This is the eigenvalue equation! The stationary points of the Lagrangian are exactly the eigenvectors of S.

3

Evaluate the objective at a stationary point. Multiply both sides of \(\mathbf{S}\mathbf{v} = \lambda\mathbf{v}\) by \(\mathbf{v}^T\) from the left: \[\mathbf{v}^T\mathbf{S}\mathbf{v} = \lambda\mathbf{v}^T\mathbf{v} = \lambda\cdot 1 = \lambda\]

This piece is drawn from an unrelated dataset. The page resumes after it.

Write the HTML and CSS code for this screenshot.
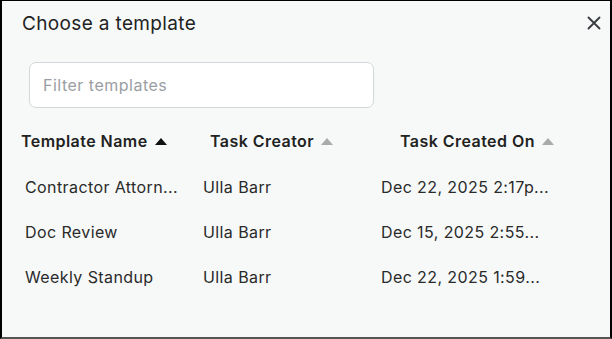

The variance of the projection equals the Lagrange multiplier λ! To maximize variance, we want the largest λ.

4

Constraint stationarity: \(\partial\mathcal{L}/\partial\lambda = -(\mathbf{v}^T\mathbf{v}-1) = 0\) recovers \(\|\mathbf{v}\|=1\). ∎
Conclusion: \(\mathbf{v}_1 = \arg\max_{\|\mathbf{v}\|=1}\mathbf{v}^T\mathbf{S}\mathbf{v}\) is the eigenvector of \(\mathbf{S}\) corresponding to eigenvalue \(\lambda_1 = \max_j\lambda_j\). The maximum variance equals \(\lambda_1\).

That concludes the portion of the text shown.